Author: Ashfaq Mohammed
Posted on: Wednesday, 15th April 2015

The dusk was slowly settling over and the lush green paddy fields swaying in the evening breeze were greeting us on our way to a tiny neighbourhood on the outskirts of Jawaharke village in Punjab’s Mansa district. A group of villagers were waiting there with their stories of suffering, struggle and freedom.

These men and women, mostly from Dalit communities, were all former bonded labourers who have now been released and settled in the area. Free from bondage, but still they are fighting for the rights of the land they live in. And Volunteers for Social Justice (VSJ), a local partner NGO of ActionAid India in the region, has been extending them the much-needed support in their struggle for a better life.

VSJ has also initiated a movement called Dalit Dasta Virodhi Andolan (DDVA) that addresses the issues faced by the marginalized communities. And this movement has been able to release thousands of bonded labourers in Punjab and other adjoining states since 1985. DDVA interventions have also helped these released people get employment under the government’s rural employment scheme – Mahatma Gandhi National Rural Employment Guarantee Act (MGNREGA).

Jagseer Singh, a former bonded labour who is now the torch bearer of DDVA, says, “It was not easy for us. People who are released from bondage work face social boycott from the upper caste people and landlords. We are denied work, and even grass and fodder for their cattle. But our continued struggle with the help of DDVA and VSJ helped us to get some land to live in.”

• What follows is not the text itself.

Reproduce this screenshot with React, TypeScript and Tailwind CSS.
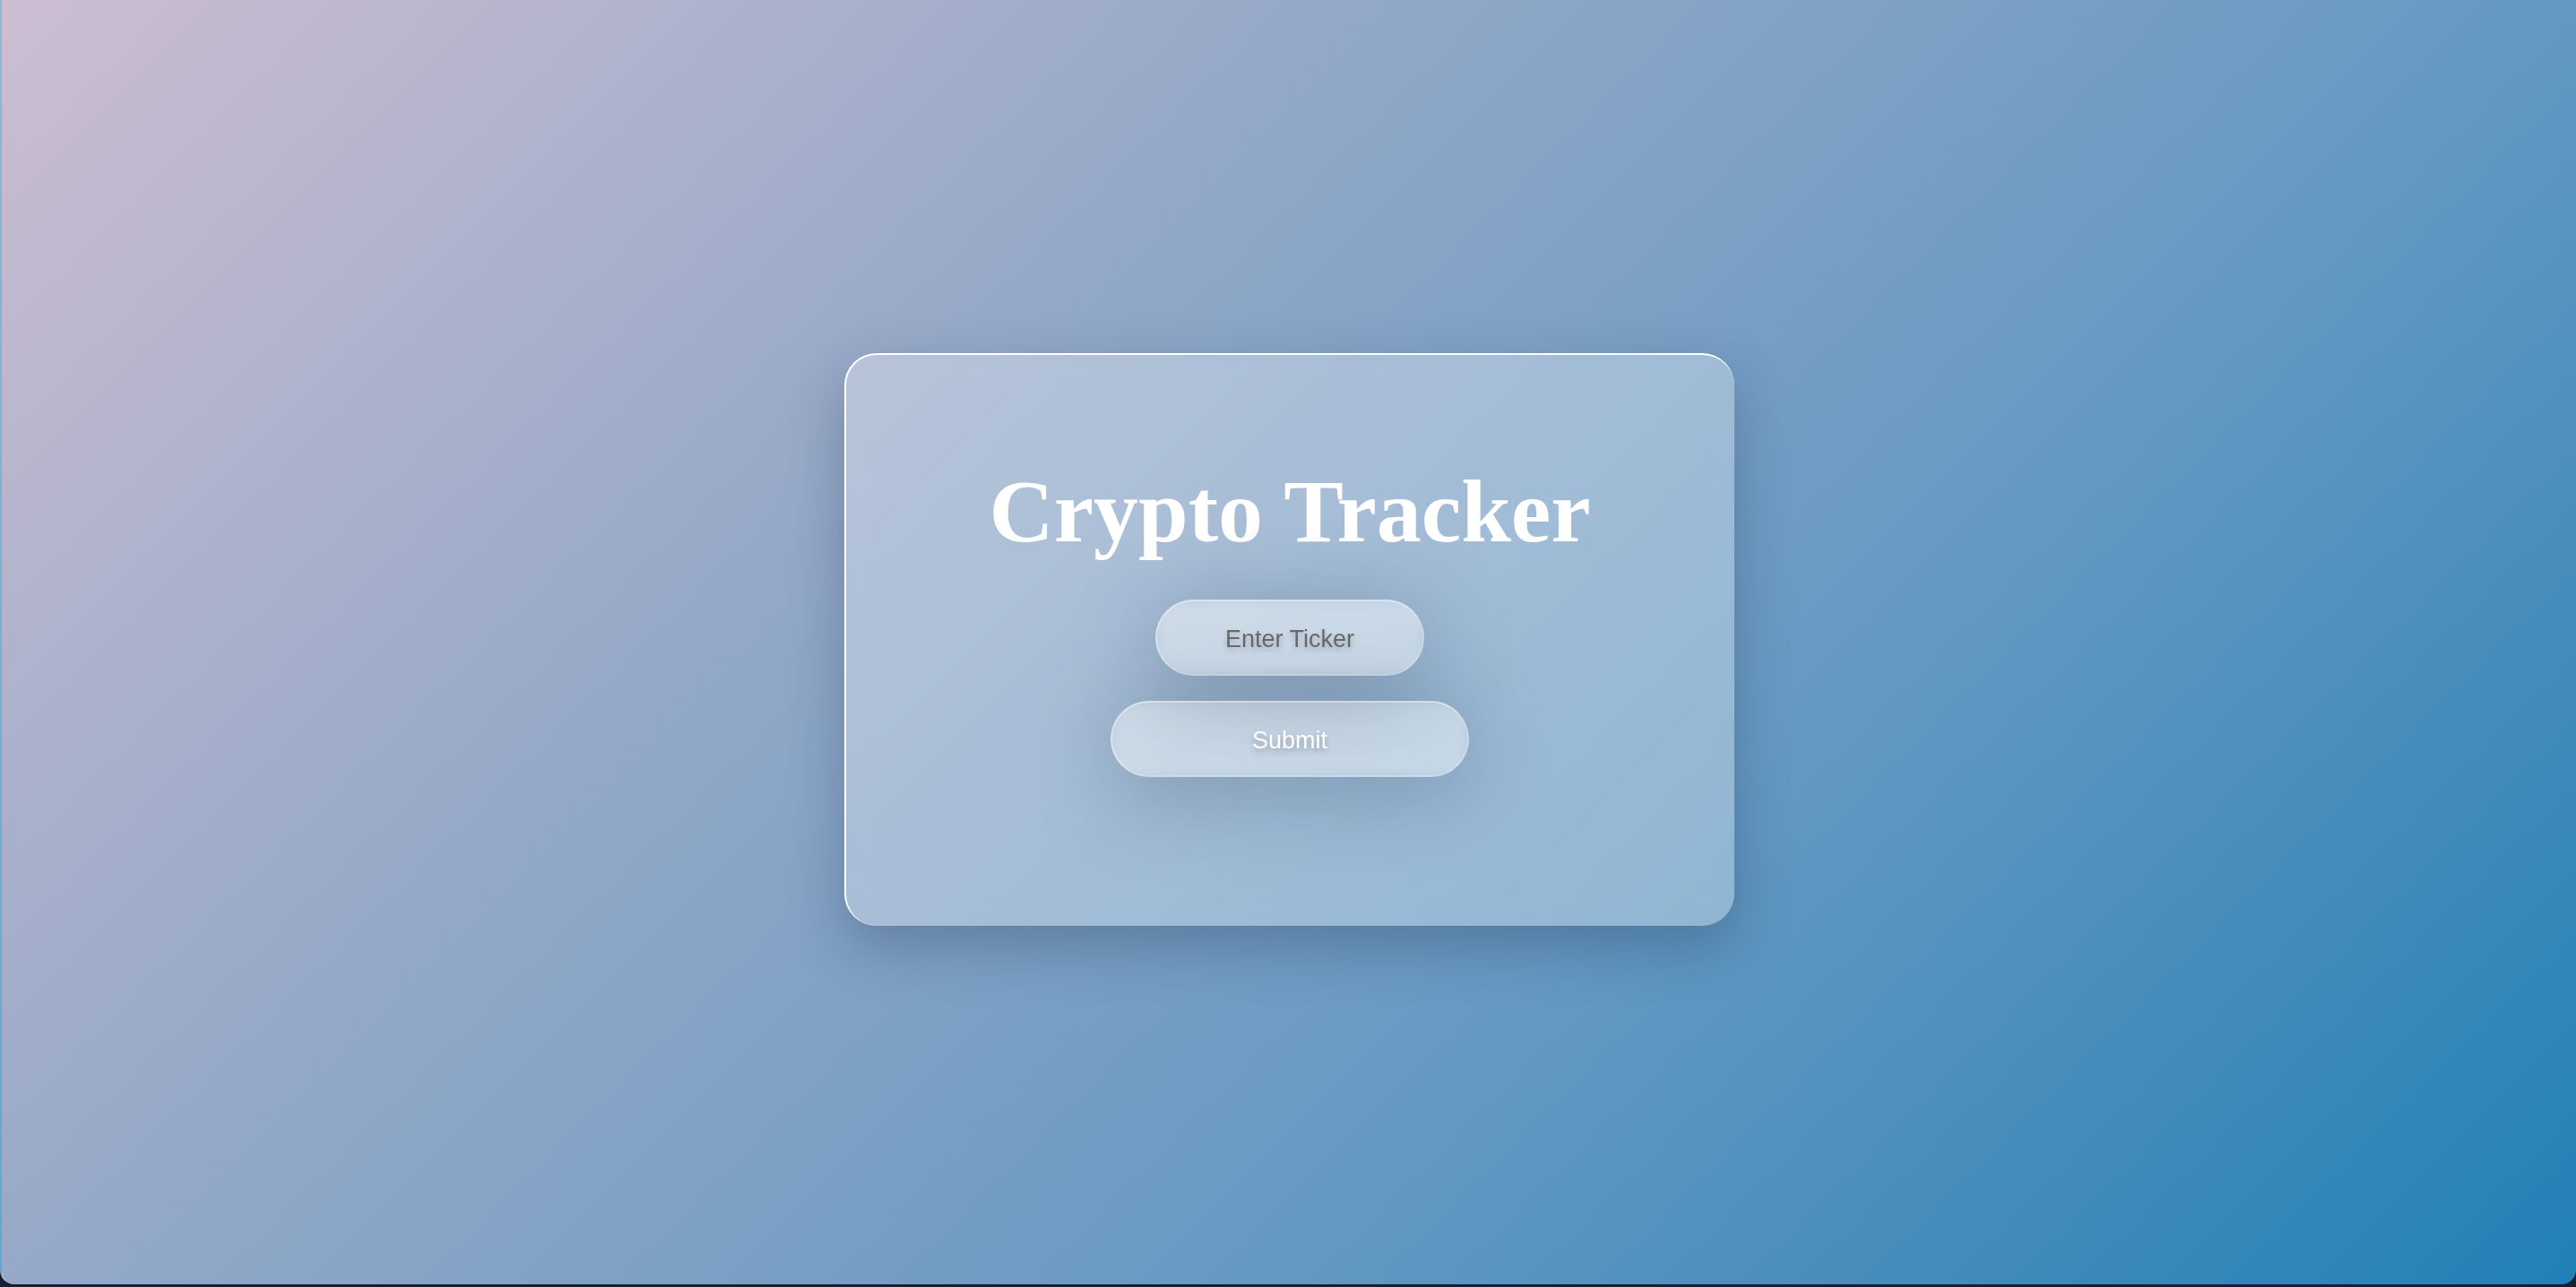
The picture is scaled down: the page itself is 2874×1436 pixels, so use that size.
import React from 'react';

export default function App() {
  const [ticker, setTicker] = React.useState('');

  return (
    <div className="flex h-screen w-full flex-col bg-[#1b1d33] pb-[3px]">
      <div className="flex flex-1 items-center justify-center rounded-b-[16px] border-l-2 border-white/30 bg-[linear-gradient(135deg,#cdbdd1_0%,#93a8c7_35%,#6699c2_65%,#2280b6_100%)] pb-[6px]">
        <div className="flex h-[639px] w-[993px] flex-col items-center rounded-[36px] border-t-2 border-l-2 border-white bg-white/30 pt-[125px] shadow-[0_24px_60px_rgba(20,40,70,0.28)] backdrop-blur-md">
          <h1 className="mb-[48px] h-[100px] text-[100px] font-bold leading-[100px] text-white [font-family:'Liberation_Serif','Times_New_Roman',serif]">
            Crypto Tracker
          </h1>
          <input
            value={ticker}
            onChange={e => setTicker(e.target.value)}
            placeholder="Enter Ticker"
            className="h-[85px] w-[300px] rounded-full border-2 border-white/20 border-t-white/40 border-l-white/35 bg-white/20 pt-[4px] text-center text-[27px] text-[#5e5e5e] outline-none shadow-[0_14px_100px_rgba(30,50,80,0.3)] backdrop-blur-sm [font-family:'Liberation_Sans',Arial,sans-serif] [text-shadow:0_4px_6px_rgba(0,0,0,0.22)] placeholder:text-[#6a6a6a]"
          />
          <button className="mt-[28px] h-[85px] w-[400px] rounded-full border-2 border-white/20 border-t-white/40 border-l-white/35 bg-white/20 pt-[4px] text-[27px] text-white shadow-[0_14px_100px_rgba(30,50,80,0.3)] backdrop-blur-sm [font-family:'Liberation_Sans',Arial,sans-serif] [text-shadow:0_4px_6px_rgba(0,0,0,0.25)]">
            Submit
          </button>
        </div>
      </div>
    </div>
  );
}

Narrating his own story, Jagseer says, “I was 16 years and had just completed my secondary school exams. I was dreaming of joining a college soon. But, my destiny was perhaps written otherwise. I became a bonded labourer for the debt that my father had taken from the landlord.”

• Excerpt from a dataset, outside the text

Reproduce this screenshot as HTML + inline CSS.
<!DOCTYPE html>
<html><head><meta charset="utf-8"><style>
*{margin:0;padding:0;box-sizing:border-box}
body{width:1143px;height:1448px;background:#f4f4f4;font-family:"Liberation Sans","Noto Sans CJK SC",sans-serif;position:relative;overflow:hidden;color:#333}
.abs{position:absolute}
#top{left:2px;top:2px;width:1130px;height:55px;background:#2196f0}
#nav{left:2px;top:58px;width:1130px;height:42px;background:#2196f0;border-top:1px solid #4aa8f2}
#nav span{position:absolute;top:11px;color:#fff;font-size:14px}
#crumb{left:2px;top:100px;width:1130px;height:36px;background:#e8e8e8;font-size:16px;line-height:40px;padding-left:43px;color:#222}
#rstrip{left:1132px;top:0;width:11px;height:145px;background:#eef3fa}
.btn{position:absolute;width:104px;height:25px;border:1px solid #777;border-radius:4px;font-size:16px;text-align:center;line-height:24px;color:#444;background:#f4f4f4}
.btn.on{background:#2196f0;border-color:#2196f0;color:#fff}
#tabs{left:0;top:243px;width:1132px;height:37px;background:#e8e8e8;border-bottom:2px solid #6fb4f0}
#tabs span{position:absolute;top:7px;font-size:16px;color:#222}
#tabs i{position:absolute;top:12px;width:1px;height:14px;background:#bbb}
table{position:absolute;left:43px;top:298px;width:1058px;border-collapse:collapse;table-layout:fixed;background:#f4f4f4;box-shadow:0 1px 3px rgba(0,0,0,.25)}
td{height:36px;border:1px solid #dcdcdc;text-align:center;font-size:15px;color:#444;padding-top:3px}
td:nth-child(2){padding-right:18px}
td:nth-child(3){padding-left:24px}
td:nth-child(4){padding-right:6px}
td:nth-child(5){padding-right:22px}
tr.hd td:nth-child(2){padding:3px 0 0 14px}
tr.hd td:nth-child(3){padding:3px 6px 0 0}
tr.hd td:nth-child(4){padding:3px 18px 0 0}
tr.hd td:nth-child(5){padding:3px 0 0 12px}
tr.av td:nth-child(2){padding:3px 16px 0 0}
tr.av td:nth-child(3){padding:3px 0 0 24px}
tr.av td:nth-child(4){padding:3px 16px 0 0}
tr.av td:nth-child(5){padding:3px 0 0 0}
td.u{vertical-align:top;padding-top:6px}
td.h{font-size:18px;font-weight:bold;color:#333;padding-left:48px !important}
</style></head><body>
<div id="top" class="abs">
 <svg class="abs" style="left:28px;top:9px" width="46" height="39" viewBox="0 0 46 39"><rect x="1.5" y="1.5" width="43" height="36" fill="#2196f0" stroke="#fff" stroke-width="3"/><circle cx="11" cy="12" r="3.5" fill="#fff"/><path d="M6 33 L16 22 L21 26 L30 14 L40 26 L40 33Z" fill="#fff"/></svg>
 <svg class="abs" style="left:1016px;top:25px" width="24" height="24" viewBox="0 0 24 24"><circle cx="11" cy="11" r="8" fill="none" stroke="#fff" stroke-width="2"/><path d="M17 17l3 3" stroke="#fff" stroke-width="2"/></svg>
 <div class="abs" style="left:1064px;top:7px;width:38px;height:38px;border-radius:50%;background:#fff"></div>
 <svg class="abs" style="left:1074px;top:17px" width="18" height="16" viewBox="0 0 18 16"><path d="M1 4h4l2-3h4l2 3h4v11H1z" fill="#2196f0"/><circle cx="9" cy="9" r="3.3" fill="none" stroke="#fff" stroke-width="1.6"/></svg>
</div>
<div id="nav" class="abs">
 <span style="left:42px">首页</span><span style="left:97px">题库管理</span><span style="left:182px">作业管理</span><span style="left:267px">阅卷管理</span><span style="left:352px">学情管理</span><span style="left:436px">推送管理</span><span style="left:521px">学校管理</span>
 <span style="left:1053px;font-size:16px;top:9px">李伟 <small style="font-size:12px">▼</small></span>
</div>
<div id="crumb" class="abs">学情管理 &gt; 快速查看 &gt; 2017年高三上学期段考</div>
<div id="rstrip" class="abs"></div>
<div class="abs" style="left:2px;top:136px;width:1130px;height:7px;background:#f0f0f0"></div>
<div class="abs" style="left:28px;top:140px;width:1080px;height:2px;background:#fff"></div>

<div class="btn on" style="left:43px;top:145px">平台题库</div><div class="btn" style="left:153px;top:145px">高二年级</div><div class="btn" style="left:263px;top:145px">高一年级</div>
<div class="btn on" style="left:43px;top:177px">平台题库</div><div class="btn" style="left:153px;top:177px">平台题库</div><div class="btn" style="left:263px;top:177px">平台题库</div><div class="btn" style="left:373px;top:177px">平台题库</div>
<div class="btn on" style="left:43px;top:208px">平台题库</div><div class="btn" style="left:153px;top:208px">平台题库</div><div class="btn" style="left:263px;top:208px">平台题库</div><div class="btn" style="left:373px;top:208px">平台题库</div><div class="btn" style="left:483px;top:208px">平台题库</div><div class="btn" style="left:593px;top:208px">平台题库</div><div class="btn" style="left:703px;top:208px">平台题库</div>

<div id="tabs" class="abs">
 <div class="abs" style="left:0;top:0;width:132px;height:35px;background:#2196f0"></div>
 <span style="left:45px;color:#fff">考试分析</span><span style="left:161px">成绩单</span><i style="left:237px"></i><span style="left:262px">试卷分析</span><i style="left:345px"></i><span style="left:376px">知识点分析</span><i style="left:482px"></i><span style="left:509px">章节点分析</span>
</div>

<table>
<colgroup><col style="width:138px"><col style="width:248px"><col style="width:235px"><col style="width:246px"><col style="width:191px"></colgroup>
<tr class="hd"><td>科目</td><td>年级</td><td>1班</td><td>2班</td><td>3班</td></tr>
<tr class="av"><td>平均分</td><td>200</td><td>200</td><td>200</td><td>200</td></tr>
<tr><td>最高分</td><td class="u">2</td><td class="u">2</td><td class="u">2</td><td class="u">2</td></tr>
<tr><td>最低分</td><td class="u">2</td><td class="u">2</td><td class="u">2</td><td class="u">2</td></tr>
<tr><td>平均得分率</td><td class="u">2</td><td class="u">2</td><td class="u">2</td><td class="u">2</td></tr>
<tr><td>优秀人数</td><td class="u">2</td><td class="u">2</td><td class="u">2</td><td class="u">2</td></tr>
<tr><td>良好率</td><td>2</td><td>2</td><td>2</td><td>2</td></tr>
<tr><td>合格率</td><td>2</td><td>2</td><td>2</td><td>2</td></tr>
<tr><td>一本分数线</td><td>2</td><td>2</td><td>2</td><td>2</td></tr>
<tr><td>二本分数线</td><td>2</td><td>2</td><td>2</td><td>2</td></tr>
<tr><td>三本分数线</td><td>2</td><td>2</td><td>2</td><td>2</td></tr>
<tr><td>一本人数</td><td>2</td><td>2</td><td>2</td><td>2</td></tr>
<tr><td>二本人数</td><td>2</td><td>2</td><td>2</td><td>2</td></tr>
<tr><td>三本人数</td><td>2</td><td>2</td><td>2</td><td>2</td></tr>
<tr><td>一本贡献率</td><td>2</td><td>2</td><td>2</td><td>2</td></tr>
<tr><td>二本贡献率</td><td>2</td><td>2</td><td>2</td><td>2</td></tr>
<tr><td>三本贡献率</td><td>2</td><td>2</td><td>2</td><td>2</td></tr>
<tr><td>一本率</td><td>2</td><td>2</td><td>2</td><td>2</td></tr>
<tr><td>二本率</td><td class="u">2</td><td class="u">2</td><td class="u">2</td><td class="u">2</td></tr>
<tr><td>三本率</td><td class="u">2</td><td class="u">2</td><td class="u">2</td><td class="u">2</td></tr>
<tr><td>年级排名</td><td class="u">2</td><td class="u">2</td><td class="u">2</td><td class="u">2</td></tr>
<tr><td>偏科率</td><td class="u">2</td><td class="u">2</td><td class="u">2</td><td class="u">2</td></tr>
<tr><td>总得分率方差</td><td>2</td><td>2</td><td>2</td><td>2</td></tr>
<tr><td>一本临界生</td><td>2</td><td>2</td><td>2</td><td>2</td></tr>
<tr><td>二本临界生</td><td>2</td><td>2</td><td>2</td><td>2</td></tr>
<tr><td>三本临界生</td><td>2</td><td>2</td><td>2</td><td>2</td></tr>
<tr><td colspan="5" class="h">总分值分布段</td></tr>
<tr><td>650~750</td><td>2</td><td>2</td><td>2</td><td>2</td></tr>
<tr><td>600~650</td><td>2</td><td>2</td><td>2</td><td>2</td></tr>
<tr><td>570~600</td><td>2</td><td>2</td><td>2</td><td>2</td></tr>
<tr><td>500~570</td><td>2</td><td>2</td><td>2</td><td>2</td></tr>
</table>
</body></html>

“My father worked for the landlord for almost his entire life, but could not repay the debt of 10,000 rupees. And as he was old and not being able to perform as per the landlord’s expectation, I was forced to work instead of my father.

“I had no other choice than to work as a bandhua (bonded labour).”

Jagseer was among the 150 labourers who were released from their bondage through VSJ interventions. However, they had to face a more severe struggle when their landlord influenced other employers to boycott them. After almost two years, their courage finally paid off when they got employment with the Food Corporation of India as labourers. All of them then decided to join DDVA and the movement gained momentum since then.